CHP Samsun Milletvekili Neslihan Hancıoğlu, TBMM Genel Kurulu’nda, Çarşamba Şeker Fabrikası’nın lojmanlarıyla birlikte TOKİ'ye devredildiğini Fabrika ekipmanlarının başka yere gönderildiğini açıkladı. Hancıoğlu Samsun’un çok önemli derdini meclise taşıyarak derde derman olamasa da tercüman oldu.
İnanılmaz ama gerçek; 2021’de 8 dönüm arazisi Hasan Akkaya Otomotiv İnşaat San. Tic. Ltd. Şti.’ne satılan Çarşamba Şeker Fabrikası’nın lojmanları da TOKİ’ye devrediliyor. Koskoca Çarşamba ovasında konut için yer bulunamamış ve şeker fabrikası yıkılıp yerine konut yapılacak. Sahipsiz fabrikanın satılması haktır, halk fabrikasına sahip çıkarsa satılmayacaktır.

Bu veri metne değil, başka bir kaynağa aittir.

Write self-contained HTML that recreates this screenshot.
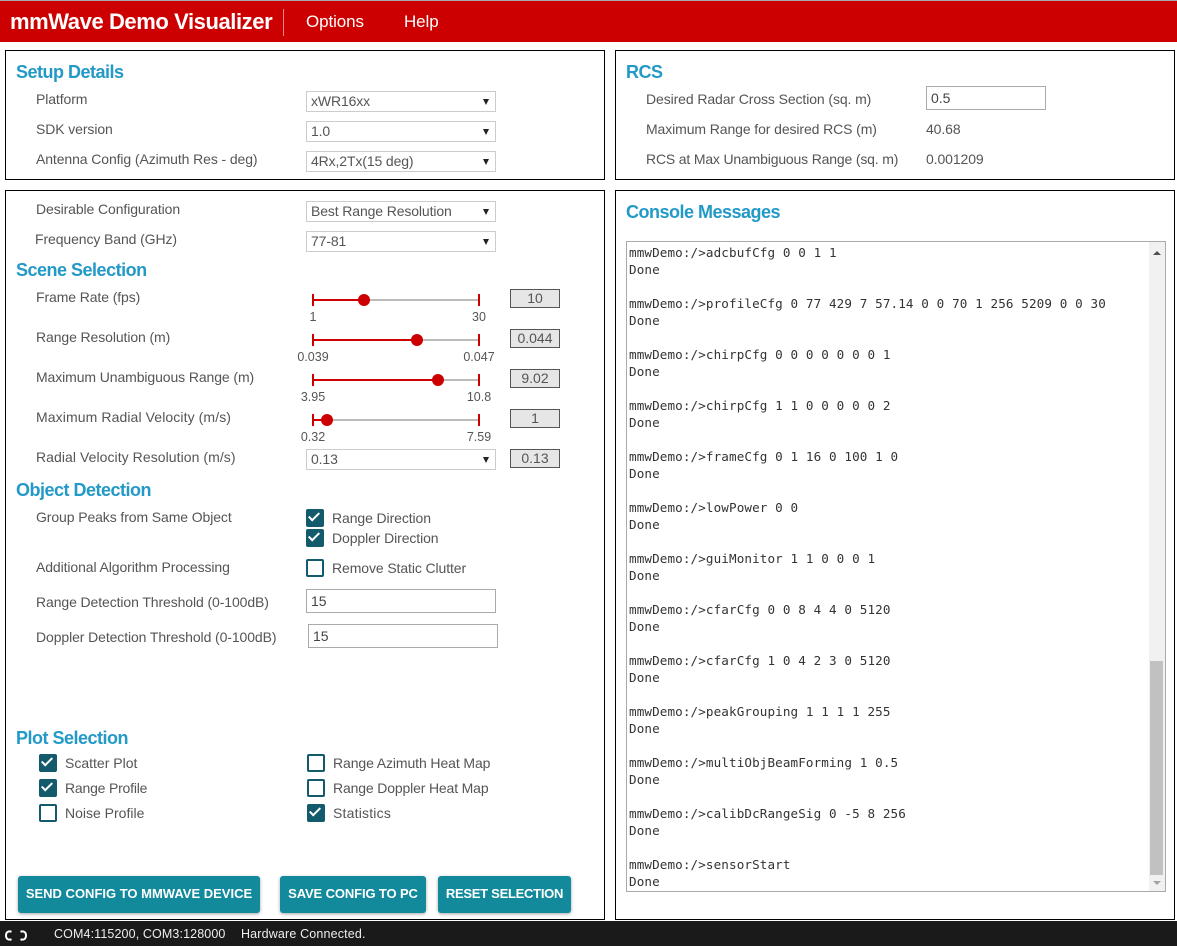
<!DOCTYPE html>
<html><head><meta charset="utf-8"><style>
html,body{margin:0;padding:0;width:1177px;height:946px;overflow:hidden;background:#fff;font-family:"Liberation Sans",sans-serif;color:#555;font-size:14px}
div,span,svg{position:absolute;box-sizing:border-box}
.t{white-space:nowrap;line-height:20px;height:20px;letter-spacing:-.1px}
.h{white-space:nowrap;line-height:24px;font-size:18px;font-weight:bold;color:#2299c7;letter-spacing:-.5px}
.p{border:1px solid #000;background:#fff}
.s{left:306px;width:190px;height:21px;border:1px solid #ccc;line-height:18px;padding-left:4px;color:#555;white-space:nowrap;letter-spacing:-.12px}
.s:after{content:"";position:absolute;right:6px;top:7px;border-left:3px solid transparent;border-right:3px solid transparent;border-top:6px solid #222}
.v{left:510px;width:50px;height:19px;background:#e6e6e6;border:1px solid #555;text-align:center;line-height:17px;color:#555}
.i{border:1px solid #aaa;height:24px;line-height:22px;padding-left:4px;color:#444}
.c{width:18px;height:18px;border:2px solid #135a6c;border-radius:2px;background:#fff}
.k{background:#135a6c}
.k:after{content:"";position:absolute;box-sizing:border-box;left:3.3px;top:-.8px;width:6px;height:11px;border:solid #fff;border-width:0 2px 2px 0;transform:rotate(45deg)}
.n{font-size:12.5px;line-height:16px;height:16px;white-space:nowrap;transform:translateX(-50%);color:#555}
.b{top:876px;height:37px;background:#128a9c;border-radius:3px;color:#fff;font-weight:bold;font-size:13px;line-height:36px;text-align:center;white-space:nowrap;box-shadow:0 1px 3px rgba(0,0,0,.35)}
pre{position:absolute;margin:0;left:2px;top:2px;font-family:"DejaVu Sans Mono",monospace;font-size:12.6px;line-height:17px;color:#333;letter-spacing:.11px}
</style></head><body>
<div style="left:0;top:0;width:1177px;height:42px;background:#cc0000;border-top:1px solid #aaa"></div>
<div class="t" style="left:10px;top:9px;height:26px;line-height:26px;font-size:22px;font-weight:bold;color:#fff;letter-spacing:-.42px">mmWave Demo Visualizer</div>
<div style="left:283px;top:9px;width:1px;height:27px;background:#e88"></div>
<div class="t" style="left:306px;top:12px;font-size:17px;letter-spacing:-.1px;color:#fff">Options</div>
<div class="t" style="left:404px;top:12px;font-size:17px;letter-spacing:-.1px;color:#fff">Help</div>

<div class="p" style="left:5px;top:50px;width:600px;height:130px"></div>
<div class="p" style="left:615px;top:50px;width:560px;height:130px"></div>
<div class="p" style="left:5px;top:190px;width:600px;height:730px"></div>
<div class="p" style="left:615px;top:190px;width:560px;height:730px"></div>

<div class="h" style="left:16px;top:60px">Setup Details</div>
<div class="t" style="left:36px;top:89px">Platform</div>
<div class="s" style="top:91px">xWR16xx</div>
<div class="t" style="left:36px;top:119px">SDK version</div>
<div class="s" style="top:121px">1.0</div>
<div class="t" style="left:36px;top:149px">Antenna Config (Azimuth Res - deg)</div>
<div class="s" style="top:151px">4Rx,2Tx(15 deg)</div>

<div class="h" style="left:626px;top:60px">RCS</div>
<div class="t" style="left:646px;top:89px">Desired Radar Cross Section (sq. m)</div>
<div class="i" style="left:926px;top:86px;width:120px">0.5</div>
<div class="t" style="left:646px;top:119px">Maximum Range for desired RCS (m)</div>
<div class="t" style="left:926px;top:119px">40.68</div>
<div class="t" style="left:646px;top:149px;letter-spacing:-.17px">RCS at Max Unambiguous Range (sq. m)</div>
<div class="t" style="left:926px;top:149px">0.001209</div>

<div class="t" style="left:36px;top:199px">Desirable Configuration</div>
<div class="s" style="top:201px">Best Range Resolution</div>
<div class="t" style="left:35px;top:229px">Frequency Band (GHz)</div>
<div class="s" style="top:231px">77-81</div>

<div class="h" style="left:16px;top:258px">Scene Selection</div>
<div class="t" style="left:36px;top:287px">Frame Rate (fps)</div>
<div class="t" style="left:36px;top:327px">Range Resolution (m)</div>
<div class="t" style="left:36px;top:367px">Maximum Unambiguous Range (m)</div>
<div class="t" style="left:36px;top:407px;letter-spacing:.1px">Maximum Radial Velocity (m/s)</div>
<div class="t" style="left:36px;top:447px;letter-spacing:.06px">Radial Velocity Resolution (m/s)</div>

<svg style="left:300px;top:285px" width="200" height="150" viewBox="0 0 200 150">
<g fill="none">
<path d="M13 15H179M13 55H179M13 95H179M13 135H179" stroke="#bbb" stroke-width="2"/>
<path d="M13 15H64M13 55H117M13 95H138M13 135H27" stroke="#cc0000" stroke-width="2"/>
<path d="M13 9V21M179 9V21M13 49V61M179 49V61M13 89V101M179 89V101M13 129V141M179 129V141" stroke="#cc0000" stroke-width="2"/>
</g>
<g fill="#cc0000"><circle cx="64" cy="15" r="6"/><circle cx="117" cy="55" r="6"/><circle cx="138" cy="95" r="6"/><circle cx="27" cy="135" r="6"/></g>
</svg>
<div class="n" style="left:313px;top:309px">1</div><div class="n" style="left:479px;top:309px">30</div>
<div class="n" style="left:313px;top:349px">0.039</div><div class="n" style="left:479px;top:349px">0.047</div>
<div class="n" style="left:313px;top:389px">3.95</div><div class="n" style="left:479px;top:389px">10.8</div>
<div class="n" style="left:313px;top:429px">0.32</div><div class="n" style="left:479px;top:429px">7.59</div>
<div class="v" style="top:289px">10</div>
<div class="v" style="top:329px">0.044</div>
<div class="v" style="top:369px">9.02</div>
<div class="v" style="top:409px">1</div>
<div class="s" style="top:449px">0.13</div>
<div class="v" style="top:449px">0.13</div>

<div class="h" style="left:16px;top:478px">Object Detection</div>
<div class="t" style="left:36px;top:507px">Group Peaks from Same Object</div>
<div class="c k" style="left:306px;top:509px"></div><div class="t" style="left:332px;top:508px">Range Direction</div>
<div class="c k" style="left:306px;top:529px"></div><div class="t" style="left:332px;top:528px">Doppler Direction</div>
<div class="t" style="left:36px;top:557px">Additional Algorithm Processing</div>
<div class="c" style="left:306px;top:559px"></div><div class="t" style="left:332px;top:558px">Remove Static Clutter</div>
<div class="t" style="left:36px;top:592px">Range Detection Threshold (0-100dB)</div>
<div class="i" style="left:306px;top:589px;width:190px">15</div>
<div class="t" style="left:36px;top:627px">Doppler Detection Threshold (0-100dB)</div>
<div class="i" style="left:308px;top:624px;width:190px">15</div>

<div class="h" style="left:16px;top:726px">Plot Selection</div>
<div class="c k" style="left:39px;top:754px"></div><div class="t" style="left:65px;top:753px;letter-spacing:0">Scatter Plot</div>
<div class="c k" style="left:39px;top:779px"></div><div class="t" style="left:65px;top:778px;letter-spacing:-.2px">Range Profile</div>
<div class="c" style="left:39px;top:804px"></div><div class="t" style="left:65px;top:803px;letter-spacing:0">Noise Profile</div>
<div class="c" style="left:307px;top:754px"></div><div class="t" style="left:333px;top:753px">Range Azimuth Heat Map</div>
<div class="c" style="left:307px;top:779px"></div><div class="t" style="left:333px;top:778px;letter-spacing:-.15px">Range Doppler Heat Map</div>
<div class="c k" style="left:307px;top:804px"></div><div class="t" style="left:333px;top:803px;letter-spacing:.2px">Statistics</div>

<div class="b" style="left:18px;width:242px">SEND CONFIG TO MMWAVE DEVICE</div>
<div class="b" style="left:280px;width:146px;letter-spacing:-.12px">SAVE CONFIG TO PC</div>
<div class="b" style="left:438px;width:133px;letter-spacing:-.27px">RESET SELECTION</div>

<div class="h" style="left:626px;top:200px">Console Messages</div>
<div style="left:626px;top:241px;width:540px;height:651px;border:1px solid #aaa;overflow:hidden;background:#fff">
<pre>mmwDemo:/&gt;adcbufCfg 0 0 1 1
Done

mmwDemo:/&gt;profileCfg 0 77 429 7 57.14 0 0 70 1 256 5209 0 0 30
Done

mmwDemo:/&gt;chirpCfg 0 0 0 0 0 0 0 1
Done

mmwDemo:/&gt;chirpCfg 1 1 0 0 0 0 0 2
Done

mmwDemo:/&gt;frameCfg 0 1 16 0 100 1 0
Done

mmwDemo:/&gt;lowPower 0 0
Done

mmwDemo:/&gt;guiMonitor 1 1 0 0 0 1
Done

mmwDemo:/&gt;cfarCfg 0 0 8 4 4 0 5120
Done

mmwDemo:/&gt;cfarCfg 1 0 4 2 3 0 5120
Done

mmwDemo:/&gt;peakGrouping 1 1 1 1 255
Done

mmwDemo:/&gt;multiObjBeamForming 1 0.5
Done

mmwDemo:/&gt;calibDcRangeSig 0 -5 8 256
Done

mmwDemo:/&gt;sensorStart
Done</pre>
<div style="left:522px;top:0;width:17px;height:649px;background:#f1f1f1"></div>
<div style="left:523px;top:419px;width:13px;height:214px;background:#c1c1c1"></div>
<div style="left:526px;top:9px;border-left:4px solid transparent;border-right:4px solid transparent;border-bottom:4px solid #505050"></div>
<div style="left:526px;top:639px;border-left:4px solid transparent;border-right:4px solid transparent;border-top:4px solid #a3a3a3"></div>
</div>

<div style="left:0;top:921px;width:1177px;height:25px;background:#1a1a1a"></div>
<svg style="left:0;top:921px" width="40" height="25" viewBox="0 0 40 25" fill="none" stroke="#fff" stroke-width="2"><path d="M11.5 10.8C9 9.6 6 10.8 6 14.5C6 18.2 9 19.4 11.5 18.2"/><path d="M20.5 10.8C23 9.6 26 10.8 26 14.5C26 18.2 23 19.4 20.5 18.2"/></svg>
<div class="t" style="left:54px;top:924px;font-size:12.5px;color:#eee;letter-spacing:.12px">COM4:115200, COM3:128000</div>
<div class="t" style="left:241px;top:924px;font-size:12.5px;color:#eee;letter-spacing:.16px">Hardware Connected.</div>
</body></html>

Fakir yeni bir şey kazanmadan kaybettiğini bularak sevinir. 11 yıldır üretime kapatılan fabrikanın açılması, 2018 Genel ve 2019 Yerel Seçimleri’nin vaatleri arasındaydı.
Çarşamba Şeker Fabrikasının açılmayacağını vaatlerin havada kalacağını o zaman yazmıştım. Öyle de oldu; verilen tarihler geldi, geçti açılmadı, arazisi, lojmanları satıldı, ekipmanı dağıtıldı; bu gidişle şeker fabrikası anılarda kalacak, hiç açılmayacak.
ŞEKERE AYDA YÜZDE 100, YILDA YÜZDE 500 ZAM
Yeni fabrika bir tarafa Samsunlular eski fabrikayı da kaybedecek. Sadece Samsunlu çiftçi ve tüketici değil; tüm Türk halkı kaybedecek. Şeker üretimi fabrikaların özelleştirilmesi veya kapatılmasıyla özel sektörün eline geçince; şeker bir ayda yüzde 100, bir yılda yüzde 500 zamlanarak 5 katını çıktı ve şeker fabrikaları kamulaştırılmazsa yükseliş sürecek.
Kamusal denetim ve sorumluluk olmayınca; vicdan da devre dışı kalıyor. Devreye cüzdan giriyor; şirket kârlılığını esas alan bir yönetim anlayışıyla manipülasyon ve stoklama sonucu tüketicinin şekere erişimi engelleniyor, maliyetlerle ilgisi olmayan yüksek fiyattan şeker satılıyor.
Yolcusuz hava alanlarına milyarlarca dolar gömüp, yolcu garantisiyle vatandaş borçlandırılacağına, bir hava alanı parasına tüm şeker fabrikaları yenilenerek devletin elinde kalsaydı, bugün şekerin kilosu 25 lira değil; 5 lira olur, pancar çiftçisi de işsiz kalmazdı. Paralar yabancı üreticilere gidiyor ve onların çiftçilerine gidiyor.
Türk tüketicisinin şekere olması gerekenin çok üstünde para ödemesinin sebebi; yüksek maliyetler değil; Türkiye’de şeker fabrikalarının hurda demir fiyatına ‘babalar gibi’ satılması, şeker piyasasının kontrol ve denetimsiz bir şekilde özel sektöre devredilmesidir.
Geleneksel yöntemlerle ‘PANCARDAN’ şeker üretip ihraç ederken, şeker fabrikaları özelleştirilip, satıldığı için, bugün kendi ihtiyacımızı karşılayamıyor ve sağlığa zararlı Cargill Nişasta bazlı; (NBŞ /HFCS); mısır nişastasının kimyasal işlemlerden geçirilmesiyle elde edilen ‘kanserojen’ şeker ithal etmek zorunda kalıyoruz.
Başta şeker, kağıt ve elektrik olmak üzere zamların çoğu küresel değil; iç tercihlerden kaynaklanıyor. Devletin özel sektöre ucuza sattığı şeker, çok ucuza sattığı elektrik halk çok yüksek fiyattan satılıyor. Kağıt fabrikalarının kapatılıp satılması sonucu kağıt yüksek fiyattan ithal ediliyor, kağıt ürünleri astronomik fiyattan satılıyor. Başta Çarşamba Şeker Fabrikası üretime açılmalı, diğer şeker fabrikaları ve elektrik dağıtım şirketleri en kısa sürede kamulaştırılmalıdır.